Trevino mentions that challenges can occur when operators mix and match products from multiple suppliers. “Are your pre-soaks or other detergents compatible with one another?" he asks. "The lack of chemical compatibility can result in poor drying, clogged lines and nozzles as well as solid residue particles on the vehicle’s surface due to the reaction of the chemicals to each other. Even the pit and reclaim system can be impacted," he says, adding that these challenges can add up to a more expensive and less effective car wash outcome.

Important as well is that operators should be cognizant of the growing use of chemistry buzzwords in car wash industry marketing.

“While we are all aware of the rise of ceramic technologies in the space, we’ve found that many times when our chemical technicians visit a site to convert a competitive product line to ours, the ceramic products the operator are using are actually interfering with the efficiency of the other products used in the wash,” says Mack Ewing, director, strategic initiatives, Transchem Group.

“With this in mind, we believe that the efficiency of car wash chemistry is all about educating technicians on how to select products that complement each other to deliver a better clean in any given situation,” he says, pointing to their recently developed Chemical Technical Manual that provides an in-depth, easy to understand overview of how to work with car wash chemistry, including detailed overviews of dilution rates and handling best practices.

False economies negatively impact quality and cost money

Creating an operational saving without doing the necessary homework on how these initiatives may impact chemical use runs the risk of creating poor quality and performance in the final product. Here are some examples of where operators may find challenges.  

  • Trying to save water by changing nozzle sizes, reducing the number of nozzles, or reducing pressure impacts the mix. Here, chemicals need to be adjusted to maintain wash performance.
  • Increasing throughput with a faster conveyor speed or limiting the number of passes without adjusting chemistry can reduce wash quality and raise costs per wash.
  • Not paying attention to water softener maintenance. Soft water uses lower amounts of chemicals and delivers better results.
  • Reducing water temperature on pre-soaks to save money. Lower temperatures often mean more chemicals and dwell time are necessary
  • Reducing dwell time in a touchless system to speed throughput means more and stronger detergents. 

Chemical dispensers key to efficiency

In British Columbia, Skogie's is a multi-unit car wash chain that is built on customer approval and solid business practice.
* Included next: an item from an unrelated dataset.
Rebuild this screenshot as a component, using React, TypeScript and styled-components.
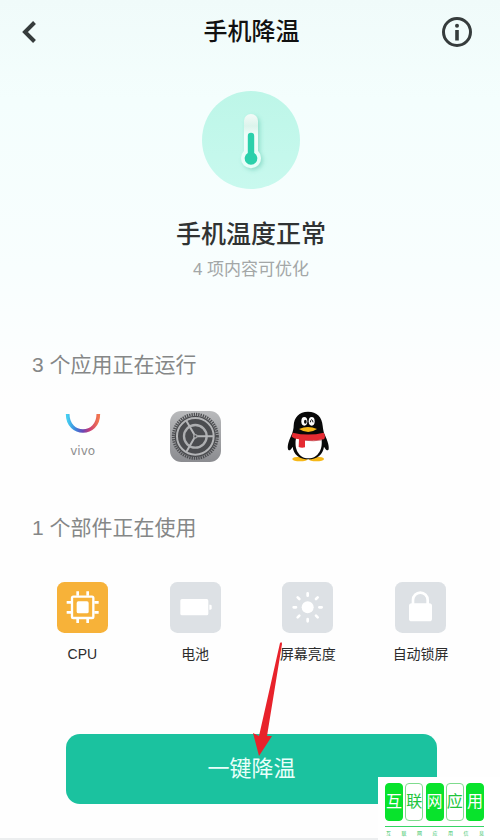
import React from "react";
import styled, { createGlobalStyle } from "styled-components";

const GlobalStyle = createGlobalStyle`
  * { box-sizing: border-box; }
  body {
    margin: 0;
    background: #fff;
    font-family: "Liberation Sans", "Noto Sans CJK SC", sans-serif;
  }
  h1, h2, p, ul { margin: 0; padding: 0; }
`;

const Page = styled.main`
  position: relative;
  min-height: 100vh;
  display: flex;
  flex-direction: column;
  background: linear-gradient(#f0fbfa 0, #f4fefd 100px, #f8fefe 270px, #fefefe 400px);
  border-bottom: 2px solid #eceeef;
`;

const Header = styled.header`
  display: grid;
  grid-template-columns: 32px 1fr 32px;
  align-items: center;
  height: 64px;
  padding: 0 27px 0 14px;
`;

const IconButton = styled.button`
  display: flex;
  align-items: center;
  justify-content: center;
  width: 32px;
  height: 32px;
  padding: 0;
  border: 0;
  background: none;
  color: #363c3c;
  cursor: pointer;
`;

const PageTitle = styled.h1`
  padding-left: 16px;
  font-size: 24px;
  line-height: 32px;
  font-weight: 500;
  text-align: center;
  color: #111;
`;

const Hero = styled.section`
  display: flex;
  flex-direction: column;
  align-items: center;
  padding: 27px 0 0 2px;
`;

const Status = styled.h2`
  margin-top: 27px;
  font-size: 25px;
  line-height: 36px;
  font-weight: 500;
  color: #303333;
`;

const Hint = styled.p`
  margin-top: 6px;
  font-size: 17px;
  line-height: 24px;
  color: #a3a7a7;
`;

const Section = styled.section<{ $top: number }>`
  margin-top: ${(p) => p.$top}px;
`;

const SectionTitle = styled.h2`
  padding-left: 32px;
  font-size: 21px;
  line-height: 30px;
  font-weight: 400;
  color: #858787;
`;

const Tiles = styled.ul<{ $top: number }>`
  display: grid;
  grid-template-columns: repeat(4, 1fr);
  margin-top: ${(p) => p.$top}px;
  padding: 0 23px 0 26px;
  list-style: none;
`;

const Tile = styled.li`
  display: flex;
  flex-direction: column;
  align-items: center;
`;

const TileIcon = styled.svg.attrs({ viewBox: "0 0 153 153" })`
  display: block;
  width: 51px;
  height: 51px;
`;

const TileLabel = styled.span`
  margin-top: 11px;
  font-size: 14px;
  line-height: 20px;
  color: #2c2c2c;
`;

const Action = styled.div`
  position: relative;
  display: flex;
  margin-top: 70px;
  padding: 0 63px 34px 66px;
`;

const CoolButton = styled.button`
  flex: 1;
  height: 70px;
  border: 0;
  border-radius: 14px;
  background: #1bc29f;
  color: #e9fffa;
  font-family: inherit;
  font-size: 22px;
  line-height: 32px;
  cursor: pointer;
`;

const Pointer = styled.svg`
  position: absolute;
  left: 50%;
  top: -93px;
  width: 40px;
  height: 116px;
  pointer-events: none;
`;

const Watermark = styled.aside`
  position: absolute;
  right: 0;
  bottom: -2px;
  width: 122px;
  height: 63px;
  padding: 6px 16px 0 7px;
  background: #fff;
  color: #08e32c;
`;

const Stamps = styled.div`
  display: flex;
  justify-content: space-between;
  padding-bottom: 5px;
  border-bottom: 1px solid #35d565;
`;

const Stamp = styled.span<{ $filled: boolean }>`
  display: flex;
  align-items: center;
  justify-content: center;
  width: 18px;
  height: 38px;
  border: 1px solid ${(p) => (p.$filled ? "#08e32c" : "#7fdc8e")};
  border-radius: 4px;
  background: ${(p) => (p.$filled ? "#08e32c" : "#fff")};
  color: ${(p) => (p.$filled ? "#fff" : "#20c43c")};
  font-size: 16px;
  line-height: 36px;
`;

const Caption = styled.div`
  display: flex;
  justify-content: space-between;
  padding: 2px 0 0 1px;
  font-size: 5px;
  line-height: 8px;
  color: #35c565;
`;

const Thermometer = () => (
  <svg width="98" height="98" viewBox="0 0 98 98" aria-hidden="true">
    <defs>
      <linearGradient id="disc" x1="0" y1="0" x2="0" y2="1">
        <stop offset="0" stopColor="#bdf6e8" />
        <stop offset="1" stopColor="#c8f9ee" />
      </linearGradient>
      <linearGradient id="glass" x1="0" y1="0" x2="0" y2="1">
        <stop offset="0" stopColor="#f4fbf8" />
        <stop offset="0.22" stopColor="#dcf4ec" />
        <stop offset="0.4" stopColor="#f1fdfa" />
        <stop offset="1" stopColor="#e6fff9" />
      </linearGradient>
      <filter id="soft" x="-50%" y="-30%" width="220%" height="170%">
        <feDropShadow dx="2" dy="2" stdDeviation="2" floodColor="#4fbfa5" floodOpacity="0.45" />
      </filter>
    </defs>
    <circle cx="49" cy="49" r="49" fill="url(#disc)" />
    <path
      d="M42 30a7 7 0 0 1 14 0v30a10 10 0 1 1-14 0z"
      fill="url(#glass)"
      filter="url(#soft)"
    />
    <path d="M45.800 45a3.200 3.200 0 0 1 6.400 0v17a6.300 6.300 0 1 1-6.400 0z" fill="#2bd0ab" />
  </svg>
);

const VivoIcon = () => (
  <TileIcon aria-label="vivo" role="img">
    <defs>
      <linearGradient id="smile" x1="0" y1="0" x2="1" y2="0">
        <stop offset="0" stopColor="#45cdf0" />
        <stop offset="0.25" stopColor="#3c86dc" />
        <stop offset="0.5" stopColor="#6a45b5" />
        <stop offset="0.72" stopColor="#c93f75" />
        <stop offset="1" stopColor="#f2744e" />
      </linearGradient>
    </defs>
    <path d="M32 9C32 77 124 77 124 9" fill="none" stroke="url(#smile)" strokeWidth="11" />
    <text x="77" y="132" textAnchor="middle" fontFamily="DejaVu Sans" fontSize="36" fill="#8e8e8e">
      vivo
    </text>
  </TileIcon>
);

const SettingsIcon = () => (
  <TileIcon aria-label="设置" role="img">
    <defs>
      <linearGradient id="metal" x1="0" y1="0" x2="0" y2="1">
        <stop offset="0" stopColor="#b9babc" />
        <stop offset="1" stopColor="#8b8c90" />
      </linearGradient>
    </defs>
    <rect width="153" height="153" rx="34" fill="url(#metal)" />
    <circle cx="76" cy="76" r="66" fill="none" stroke="#4d4e51" strokeWidth="9" strokeDasharray="4 2.910" />
    <circle cx="76" cy="76" r="62" fill="#4b4c4f" />
    <circle cx="76" cy="76" r="55" fill="none" stroke="#b4b5b7" strokeWidth="6" />
    <circle cx="76" cy="76" r="34" fill="none" stroke="#adaeb0" strokeWidth="7" />
    <path d="M76 76H132M76 76L48 27.500M76 76L48 124.500" stroke="#b4b5b7" strokeWidth="6" />
    <circle cx="76" cy="76" r="7" fill="#a2a3a5" />
    <circle cx="76" cy="76" r="3" fill="#4b4c4f" />
  </TileIcon>
);

const QQIcon = () => (
  <TileIcon aria-label="QQ" role="img">
    <ellipse cx="54" cy="144" rx="23" ry="7" fill="#f6b819" />
    <ellipse cx="103" cy="144" rx="23" ry="7" fill="#f6b819" />
    <path
      d="M78 2C51 2 36 19 35 44C35 53 33 58 31 66C23 84 15 101 18 115C20 122 27 116 32 107C34 130 53 145 79 145S123 130 126 107C131 116 138 122 140 115C142 101 134 84 126 66C124 58 123 53 122 44C120 18 105 2 78 2z"
      fill="#090909"
    />
    <path d="M43 77H117C126 112 108 142 79 142S34 112 43 77z" fill="#fff" />
    <path d="M32 65Q79 76 125 65Q132 76 126 85Q98 90 69 87V109Q59 112 50 108L51 85Q36 83 29 77z" fill="#e52b32" />
    <path d="M69 88Q97 91 117 87" fill="none" stroke="#b81922" strokeWidth="2" />
    <ellipse cx="67" cy="31" rx="9" ry="13" fill="#fff" />
    <ellipse cx="89" cy="31" rx="9" ry="13" fill="#fff" />
    <ellipse cx="70" cy="32" rx="4" ry="6" fill="#111" />
    <path d="M85 34Q86 26 89 26T93 34" fill="none" stroke="#111" strokeWidth="3" />
    <path d="M51 54Q78 42 105 54Q79 72 51 54z" fill="#f6b819" />
  </TileIcon>
);

const CpuIcon = () => (
  <TileIcon aria-hidden="true">
    <rect width="153" height="153" rx="22" fill="#f7b239" />
    <g fill="none" stroke="#fff" strokeWidth="7">
      <rect x="45" y="44" width="64" height="64" rx="4" />
      <path
        d="M62 41V28M92 41V28M62 110V123M92 110V123M42 61H29M42 91H29M112 61H125M112 91H125"
        strokeWidth="8"
      />
    </g>
    <rect x="59" y="58" width="36" height="36" rx="5" fill="#fff" />
  </TileIcon>
);

const BatteryIcon = () => (
  <TileIcon aria-hidden="true">
    <rect width="153" height="153" rx="22" fill="#dde1e5" />
    <rect x="31" y="51" width="84" height="49" rx="5" fill="#fff" />
    <path d="M118 68h3q4 0 4 4v7q0 4-4 4h-3z" fill="#fff" />
  </TileIcon>
);

const BrightnessIcon = () => (
  <TileIcon aria-hidden="true">
    <rect width="153" height="153" rx="22" fill="#dde1e5" />
    <circle cx="77" cy="76" r="18" fill="#fff" />
    <path
      d="M77 34V41M77 111V118M35 76H42M112 76H119M47 46L52 51M102 101L107 106M47 106L52 101M102 51L107 46"
      stroke="#fff"
      strokeWidth="8"
      strokeLinecap="round"
    />
  </TileIcon>
);

const LockIcon = () => (
  <TileIcon aria-hidden="true">
    <rect width="153" height="153" rx="22" fill="#dde1e5" />
    <path d="M54 66V54a22 22 0 0 1 44 0V66" fill="none" stroke="#fff" strokeWidth="8" />
    <rect x="42" y="64" width="69" height="54" rx="8" fill="#fff" />
  </TileIcon>
);

const apps = [
  { id: "vivo", Icon: VivoIcon },
  { id: "settings", Icon: SettingsIcon },
  { id: "qq", Icon: QQIcon },
];

const parts = [
  { label: "CPU", Icon: CpuIcon },
  { label: "电池", Icon: BatteryIcon },
  { label: "屏幕亮度", Icon: BrightnessIcon },
  { label: "自动锁屏", Icon: LockIcon },
];

export default function App() {
  return (
    <>
      <GlobalStyle />
      <Page>
        <Header>
          <IconButton aria-label="返回">
            <svg width="32" height="32" viewBox="0 0 32 32" fill="none" stroke="currentColor" strokeWidth="4">
              <path d="M20.500 6.500L11 16L20.500 25.500" />
            </svg>
          </IconButton>
          <PageTitle>手机降温</PageTitle>
          <IconButton aria-label="说明">
            <svg width="32" height="32" viewBox="0 0 32 32">
              <circle cx="16" cy="16" r="13.500" fill="none" stroke="currentColor" strokeWidth="3" />
              <circle cx="16" cy="9.700" r="2" fill="currentColor" />
              <path d="M16 14V24.500" stroke="currentColor" strokeWidth="3.600" />
            </svg>
          </IconButton>
        </Header>
        <Hero>
          <Thermometer />
          <Status>手机温度正常</Status>
          <Hint>4 项内容可优化</Hint>
        </Hero>
        <Section $top={68}>
          <SectionTitle>3 个应用正在运行</SectionTitle>
          <Tiles $top={31}>
            {apps.map(({ id, Icon }) => (
              <Tile key={id}>
                <Icon />
              </Tile>
            ))}
          </Tiles>
        </Section>
        <Section $top={51}>
          <SectionTitle>1 个部件正在使用</SectionTitle>
          <Tiles $top={39}>
            {parts.map(({ label, Icon }) => (
              <Tile key={label}>
                <Icon />
                <TileLabel>{label}</TileLabel>
              </Tile>
            ))}
          </Tiles>
        </Section>
        <Action>
          <CoolButton>一键降温</CoolButton>
          <Pointer viewBox="0 0 40 116" aria-hidden="true">
            <path d="M30 2Q32 0 32 3L17 95L22 95L9 115L3 92L9 95z" fill="#e8222b" />
          </Pointer>
        </Action>
        <Watermark>
          <Stamps>
            {[..."互联网应用"].map((char, i) => (
              <Stamp key={char} $filled={i % 2 === 0}>
                {char}
              </Stamp>
            ))}
          </Stamps>
          <Caption>
            {[..."互联网应用信息"].map((char) => (
              <span key={char}>{char}</span>
            ))}
          </Caption>
        </Watermark>
      </Page>
    </>
  );
}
According to director Chris Skoglund, success in the car wash business is all about the details and getting chemistry spot on. 

For example, Skogie’s Clement Drive location in Kelowna offers longer tunnels to allow more drip space before drying. This space on the conveyor allows for more dwell time on pre-soak so that the chemical agents can do their job. The chemical dilution and dispensing system is an essential component that makes the application of pre-soaks, waxes and detergents accurate and effective. Chemical dispensers improve safety and quality and eliminate chemical waste and improper mixing. 

Accurate dilution of concentrated chemicals delivers predictable performance. Systems should offer operators the ability to set both flow and dilution rates. Pumps should also be compatible with a range of chemical products to allow operators the greatest leeway when choosing the right product for their business or when they change chemistry for the season. 

Concluding, Skogland says, "Dispensers provide more accurate dilutions, reduce the amount of water needed per wash and help get vehicles through the wash even faster. Overall, dispensers work to improve the use of chemicals that are already economical."